━━━━━ Material provided ━━━━━

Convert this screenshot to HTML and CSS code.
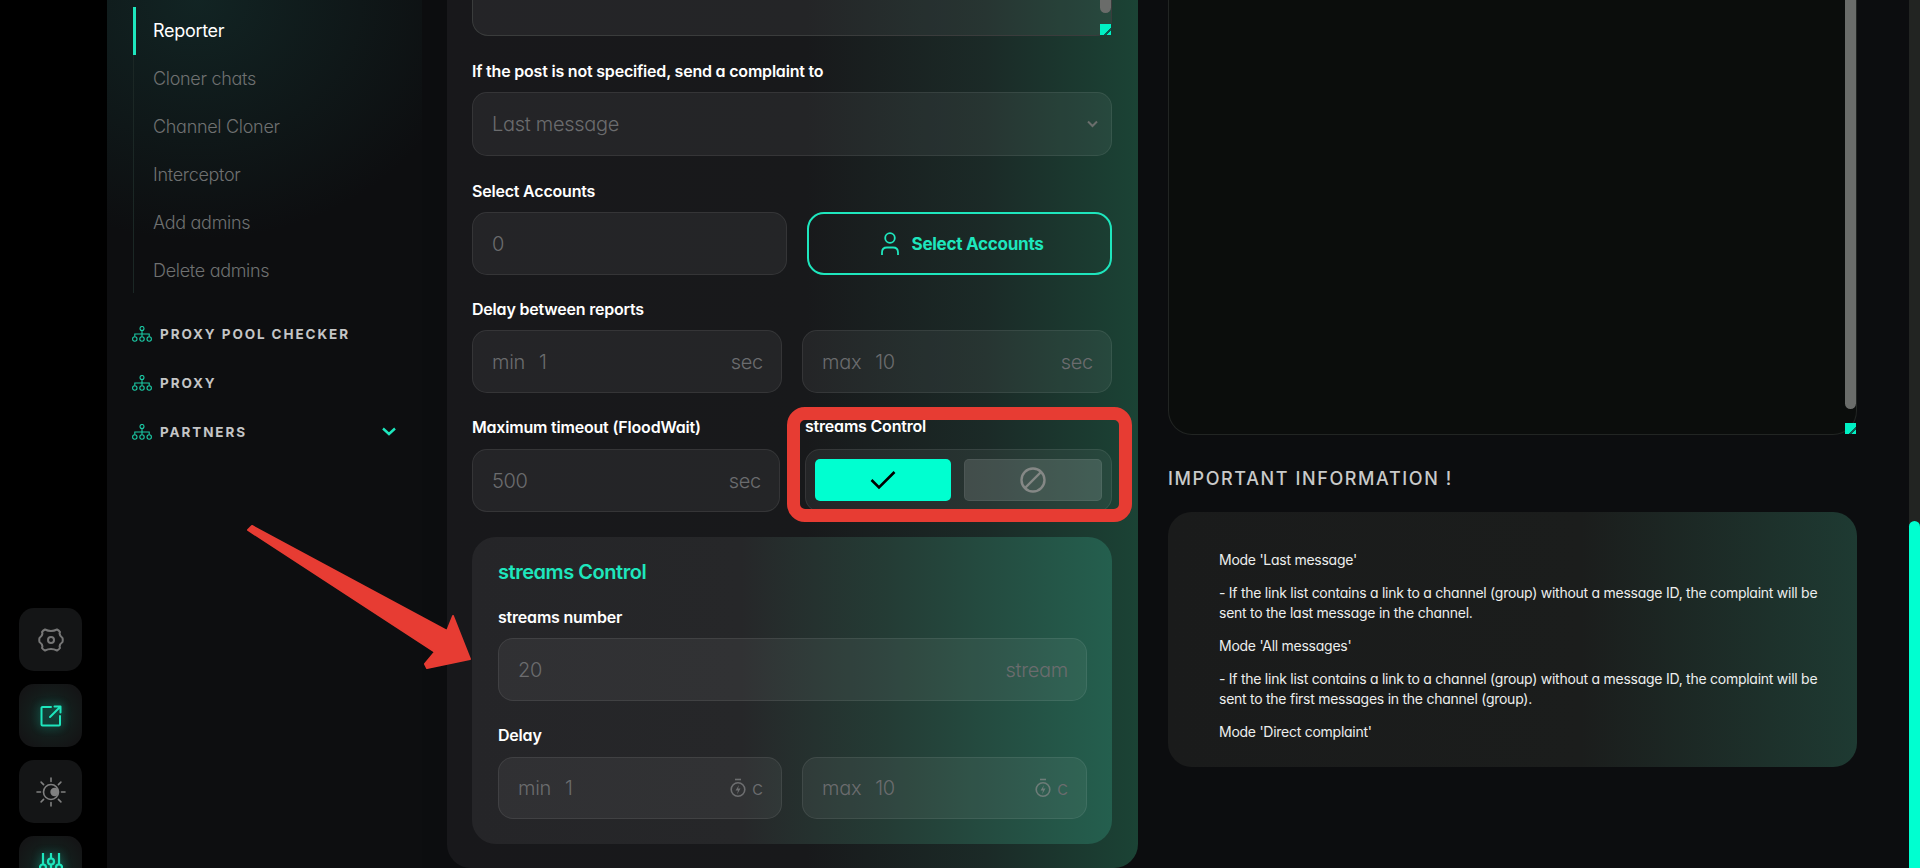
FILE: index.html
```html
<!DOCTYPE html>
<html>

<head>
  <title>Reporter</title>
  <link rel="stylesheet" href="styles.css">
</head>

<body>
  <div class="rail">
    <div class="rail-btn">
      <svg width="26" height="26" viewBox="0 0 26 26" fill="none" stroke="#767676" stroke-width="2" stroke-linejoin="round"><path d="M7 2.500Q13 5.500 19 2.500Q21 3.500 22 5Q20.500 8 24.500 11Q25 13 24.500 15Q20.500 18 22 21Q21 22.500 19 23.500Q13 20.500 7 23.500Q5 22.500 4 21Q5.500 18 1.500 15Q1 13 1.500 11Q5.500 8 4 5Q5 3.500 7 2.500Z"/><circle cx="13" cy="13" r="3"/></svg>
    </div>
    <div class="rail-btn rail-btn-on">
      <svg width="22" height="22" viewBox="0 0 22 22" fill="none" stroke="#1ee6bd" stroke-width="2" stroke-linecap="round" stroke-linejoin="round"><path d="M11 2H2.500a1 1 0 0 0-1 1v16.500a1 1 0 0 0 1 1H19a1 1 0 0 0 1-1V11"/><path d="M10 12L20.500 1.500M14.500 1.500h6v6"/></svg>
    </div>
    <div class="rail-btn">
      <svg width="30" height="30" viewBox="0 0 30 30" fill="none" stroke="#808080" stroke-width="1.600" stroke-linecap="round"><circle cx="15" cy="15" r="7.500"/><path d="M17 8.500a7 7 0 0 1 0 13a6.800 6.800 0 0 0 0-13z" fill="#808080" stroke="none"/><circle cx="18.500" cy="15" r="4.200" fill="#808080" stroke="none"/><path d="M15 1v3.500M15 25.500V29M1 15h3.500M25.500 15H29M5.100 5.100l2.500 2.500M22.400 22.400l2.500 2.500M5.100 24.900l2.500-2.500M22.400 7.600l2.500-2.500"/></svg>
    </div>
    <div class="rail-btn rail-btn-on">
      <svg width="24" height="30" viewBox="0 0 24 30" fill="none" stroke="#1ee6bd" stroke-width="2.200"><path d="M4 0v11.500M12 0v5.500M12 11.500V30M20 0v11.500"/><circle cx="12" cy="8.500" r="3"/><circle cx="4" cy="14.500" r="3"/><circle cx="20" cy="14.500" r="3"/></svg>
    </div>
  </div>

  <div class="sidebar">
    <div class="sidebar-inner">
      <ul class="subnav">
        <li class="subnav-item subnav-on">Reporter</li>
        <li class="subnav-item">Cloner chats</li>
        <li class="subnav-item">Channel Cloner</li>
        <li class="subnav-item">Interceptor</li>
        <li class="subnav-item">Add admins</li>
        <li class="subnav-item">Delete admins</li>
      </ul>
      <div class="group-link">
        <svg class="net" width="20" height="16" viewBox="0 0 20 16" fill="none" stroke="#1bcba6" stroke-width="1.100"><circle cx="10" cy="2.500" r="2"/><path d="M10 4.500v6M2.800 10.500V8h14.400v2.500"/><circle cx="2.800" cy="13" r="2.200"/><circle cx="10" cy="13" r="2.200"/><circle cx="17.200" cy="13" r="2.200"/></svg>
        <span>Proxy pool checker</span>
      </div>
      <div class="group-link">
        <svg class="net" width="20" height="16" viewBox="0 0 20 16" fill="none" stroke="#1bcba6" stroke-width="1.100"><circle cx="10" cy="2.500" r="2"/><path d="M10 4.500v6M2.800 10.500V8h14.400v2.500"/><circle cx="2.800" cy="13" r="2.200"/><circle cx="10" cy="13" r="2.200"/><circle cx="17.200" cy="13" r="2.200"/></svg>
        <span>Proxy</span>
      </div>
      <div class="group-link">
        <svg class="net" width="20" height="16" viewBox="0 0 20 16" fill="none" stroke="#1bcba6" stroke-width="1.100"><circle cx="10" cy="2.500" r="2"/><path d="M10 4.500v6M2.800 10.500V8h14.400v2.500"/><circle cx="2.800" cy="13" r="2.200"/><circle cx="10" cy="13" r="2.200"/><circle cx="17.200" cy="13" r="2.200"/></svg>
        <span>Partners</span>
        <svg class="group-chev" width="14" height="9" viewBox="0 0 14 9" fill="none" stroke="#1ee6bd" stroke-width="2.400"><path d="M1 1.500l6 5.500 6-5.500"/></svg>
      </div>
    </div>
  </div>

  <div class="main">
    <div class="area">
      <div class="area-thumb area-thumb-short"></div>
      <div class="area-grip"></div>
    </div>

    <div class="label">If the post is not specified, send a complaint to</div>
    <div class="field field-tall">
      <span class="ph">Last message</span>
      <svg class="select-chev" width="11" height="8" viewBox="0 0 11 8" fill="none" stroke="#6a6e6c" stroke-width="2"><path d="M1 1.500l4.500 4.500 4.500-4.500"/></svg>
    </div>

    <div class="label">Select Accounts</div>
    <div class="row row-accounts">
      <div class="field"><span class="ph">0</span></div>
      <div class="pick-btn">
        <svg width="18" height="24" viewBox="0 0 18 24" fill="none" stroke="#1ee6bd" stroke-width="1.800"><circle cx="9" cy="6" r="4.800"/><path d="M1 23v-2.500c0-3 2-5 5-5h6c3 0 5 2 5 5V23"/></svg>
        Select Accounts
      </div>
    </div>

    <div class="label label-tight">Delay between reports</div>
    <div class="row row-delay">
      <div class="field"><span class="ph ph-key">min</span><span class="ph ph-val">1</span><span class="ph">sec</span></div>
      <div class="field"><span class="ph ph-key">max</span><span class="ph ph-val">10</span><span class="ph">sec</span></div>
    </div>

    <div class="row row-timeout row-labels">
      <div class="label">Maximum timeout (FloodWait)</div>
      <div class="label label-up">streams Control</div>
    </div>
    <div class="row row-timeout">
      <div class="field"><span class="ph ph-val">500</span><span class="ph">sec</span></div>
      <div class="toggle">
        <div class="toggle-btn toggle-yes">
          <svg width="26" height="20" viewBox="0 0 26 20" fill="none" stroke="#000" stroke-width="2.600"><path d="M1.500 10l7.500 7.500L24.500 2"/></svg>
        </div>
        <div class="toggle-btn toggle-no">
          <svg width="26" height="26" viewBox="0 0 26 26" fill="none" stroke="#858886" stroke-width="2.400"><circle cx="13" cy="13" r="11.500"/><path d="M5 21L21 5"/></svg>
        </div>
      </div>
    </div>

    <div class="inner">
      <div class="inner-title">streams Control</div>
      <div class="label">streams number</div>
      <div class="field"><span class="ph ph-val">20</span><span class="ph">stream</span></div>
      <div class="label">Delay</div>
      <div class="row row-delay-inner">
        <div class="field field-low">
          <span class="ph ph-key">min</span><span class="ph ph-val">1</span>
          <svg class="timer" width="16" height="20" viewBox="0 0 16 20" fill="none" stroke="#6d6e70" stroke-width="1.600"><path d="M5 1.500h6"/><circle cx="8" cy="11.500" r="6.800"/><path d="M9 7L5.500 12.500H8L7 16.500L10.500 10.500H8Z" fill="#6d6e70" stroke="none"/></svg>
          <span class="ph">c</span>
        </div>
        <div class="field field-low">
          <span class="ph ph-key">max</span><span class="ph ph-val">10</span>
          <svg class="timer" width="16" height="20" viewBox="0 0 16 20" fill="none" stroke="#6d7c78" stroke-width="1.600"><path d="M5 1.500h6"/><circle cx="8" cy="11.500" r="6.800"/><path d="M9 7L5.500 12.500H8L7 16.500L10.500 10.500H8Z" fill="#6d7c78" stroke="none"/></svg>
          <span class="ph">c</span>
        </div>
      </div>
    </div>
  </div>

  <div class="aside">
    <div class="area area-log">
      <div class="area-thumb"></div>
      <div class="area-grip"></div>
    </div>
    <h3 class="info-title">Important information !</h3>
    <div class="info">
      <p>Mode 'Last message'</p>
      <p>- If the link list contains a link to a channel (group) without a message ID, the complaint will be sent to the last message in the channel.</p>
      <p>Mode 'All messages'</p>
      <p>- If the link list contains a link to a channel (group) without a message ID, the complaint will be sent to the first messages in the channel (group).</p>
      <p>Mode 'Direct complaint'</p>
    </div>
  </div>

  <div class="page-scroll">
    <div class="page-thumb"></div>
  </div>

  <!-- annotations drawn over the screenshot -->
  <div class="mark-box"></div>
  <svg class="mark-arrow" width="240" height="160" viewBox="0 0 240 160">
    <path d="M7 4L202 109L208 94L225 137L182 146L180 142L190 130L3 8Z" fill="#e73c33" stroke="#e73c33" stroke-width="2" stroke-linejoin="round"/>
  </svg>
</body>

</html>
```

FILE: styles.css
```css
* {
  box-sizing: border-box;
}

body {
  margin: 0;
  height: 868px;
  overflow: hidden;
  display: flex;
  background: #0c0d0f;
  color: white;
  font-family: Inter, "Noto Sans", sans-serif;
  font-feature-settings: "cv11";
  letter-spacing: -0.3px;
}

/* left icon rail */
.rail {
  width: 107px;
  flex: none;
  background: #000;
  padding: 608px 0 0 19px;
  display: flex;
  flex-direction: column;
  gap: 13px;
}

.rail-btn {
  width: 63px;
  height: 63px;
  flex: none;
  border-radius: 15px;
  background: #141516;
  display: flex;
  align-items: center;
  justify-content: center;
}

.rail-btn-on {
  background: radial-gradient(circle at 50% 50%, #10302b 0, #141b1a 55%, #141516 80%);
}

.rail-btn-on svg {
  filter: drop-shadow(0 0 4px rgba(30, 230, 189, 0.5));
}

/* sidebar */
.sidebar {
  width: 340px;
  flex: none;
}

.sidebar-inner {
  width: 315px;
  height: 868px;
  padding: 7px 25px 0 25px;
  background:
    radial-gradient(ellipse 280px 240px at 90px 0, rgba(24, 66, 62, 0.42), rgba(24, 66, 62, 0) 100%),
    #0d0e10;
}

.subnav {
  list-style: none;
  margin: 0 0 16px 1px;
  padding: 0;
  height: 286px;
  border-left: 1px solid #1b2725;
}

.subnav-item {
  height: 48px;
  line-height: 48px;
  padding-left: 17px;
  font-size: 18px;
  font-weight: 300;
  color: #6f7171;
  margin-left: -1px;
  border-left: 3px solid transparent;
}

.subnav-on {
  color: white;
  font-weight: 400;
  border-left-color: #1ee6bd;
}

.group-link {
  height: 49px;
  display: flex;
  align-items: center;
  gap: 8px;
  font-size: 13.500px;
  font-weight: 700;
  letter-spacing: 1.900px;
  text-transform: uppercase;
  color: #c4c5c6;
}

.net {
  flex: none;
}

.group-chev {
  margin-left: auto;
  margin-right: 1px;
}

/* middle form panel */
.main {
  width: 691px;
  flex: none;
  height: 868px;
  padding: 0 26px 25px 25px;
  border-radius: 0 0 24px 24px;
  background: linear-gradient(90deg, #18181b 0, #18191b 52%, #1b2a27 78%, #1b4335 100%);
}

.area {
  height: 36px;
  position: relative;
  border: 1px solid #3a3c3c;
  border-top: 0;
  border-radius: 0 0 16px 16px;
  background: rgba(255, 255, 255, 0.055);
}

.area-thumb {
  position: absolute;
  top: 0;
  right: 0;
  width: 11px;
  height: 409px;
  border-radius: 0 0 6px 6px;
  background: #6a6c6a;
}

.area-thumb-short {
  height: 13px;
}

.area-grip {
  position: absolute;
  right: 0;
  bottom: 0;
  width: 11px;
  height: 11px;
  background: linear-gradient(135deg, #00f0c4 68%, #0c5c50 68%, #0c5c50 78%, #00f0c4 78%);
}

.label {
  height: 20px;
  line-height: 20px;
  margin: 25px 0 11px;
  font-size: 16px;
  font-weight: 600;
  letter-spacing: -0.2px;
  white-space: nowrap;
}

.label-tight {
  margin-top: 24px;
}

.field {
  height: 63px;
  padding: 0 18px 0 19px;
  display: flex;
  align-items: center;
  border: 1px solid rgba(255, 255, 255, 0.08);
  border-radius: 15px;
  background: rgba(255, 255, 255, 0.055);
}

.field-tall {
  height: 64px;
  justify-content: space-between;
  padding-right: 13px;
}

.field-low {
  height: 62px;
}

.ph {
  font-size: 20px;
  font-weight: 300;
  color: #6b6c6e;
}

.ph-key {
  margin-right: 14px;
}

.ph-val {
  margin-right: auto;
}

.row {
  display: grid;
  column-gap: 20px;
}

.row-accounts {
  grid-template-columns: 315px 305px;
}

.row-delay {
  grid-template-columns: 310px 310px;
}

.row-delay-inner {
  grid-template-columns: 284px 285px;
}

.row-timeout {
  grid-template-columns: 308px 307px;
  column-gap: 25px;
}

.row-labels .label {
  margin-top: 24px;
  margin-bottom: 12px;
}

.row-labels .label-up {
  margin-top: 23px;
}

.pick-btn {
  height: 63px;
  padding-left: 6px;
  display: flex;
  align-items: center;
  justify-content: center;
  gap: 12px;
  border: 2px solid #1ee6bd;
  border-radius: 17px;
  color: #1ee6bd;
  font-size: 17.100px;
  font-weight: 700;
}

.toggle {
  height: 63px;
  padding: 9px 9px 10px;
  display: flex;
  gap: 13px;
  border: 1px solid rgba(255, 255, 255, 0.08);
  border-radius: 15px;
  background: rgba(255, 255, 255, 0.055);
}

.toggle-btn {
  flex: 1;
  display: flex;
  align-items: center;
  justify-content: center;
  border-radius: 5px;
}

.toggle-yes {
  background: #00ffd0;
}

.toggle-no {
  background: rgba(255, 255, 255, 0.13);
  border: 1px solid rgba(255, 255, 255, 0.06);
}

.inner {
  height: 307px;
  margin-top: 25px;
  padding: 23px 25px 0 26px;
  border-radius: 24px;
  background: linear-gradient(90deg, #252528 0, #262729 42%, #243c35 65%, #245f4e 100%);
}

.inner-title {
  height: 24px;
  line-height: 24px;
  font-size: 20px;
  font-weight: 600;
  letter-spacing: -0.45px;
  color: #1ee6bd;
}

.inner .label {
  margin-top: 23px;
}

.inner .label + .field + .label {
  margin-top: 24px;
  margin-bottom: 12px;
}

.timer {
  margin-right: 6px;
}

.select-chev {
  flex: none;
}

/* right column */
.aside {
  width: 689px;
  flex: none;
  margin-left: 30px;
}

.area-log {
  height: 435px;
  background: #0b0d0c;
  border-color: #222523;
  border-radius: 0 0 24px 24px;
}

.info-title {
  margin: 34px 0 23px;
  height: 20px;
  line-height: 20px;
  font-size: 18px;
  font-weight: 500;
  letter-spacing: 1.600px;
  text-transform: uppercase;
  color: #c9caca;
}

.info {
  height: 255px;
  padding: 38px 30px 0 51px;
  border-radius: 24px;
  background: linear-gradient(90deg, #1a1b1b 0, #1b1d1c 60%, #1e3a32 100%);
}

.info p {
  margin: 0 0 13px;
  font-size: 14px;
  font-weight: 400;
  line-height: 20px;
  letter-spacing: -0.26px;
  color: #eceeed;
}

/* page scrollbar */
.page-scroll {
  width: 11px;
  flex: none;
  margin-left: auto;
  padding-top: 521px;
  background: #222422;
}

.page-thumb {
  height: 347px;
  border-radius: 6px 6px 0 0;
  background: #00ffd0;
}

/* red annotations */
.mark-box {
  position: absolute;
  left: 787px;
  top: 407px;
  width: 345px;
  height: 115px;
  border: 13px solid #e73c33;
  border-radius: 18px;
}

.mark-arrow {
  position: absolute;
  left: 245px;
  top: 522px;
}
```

━━━━━

→ **What to do**: Gather all lines with the string "screenshot" from the data.

→ **The output**:
Convert this screenshot to HTML and CSS code.
  <!-- annotations drawn over the screenshot -->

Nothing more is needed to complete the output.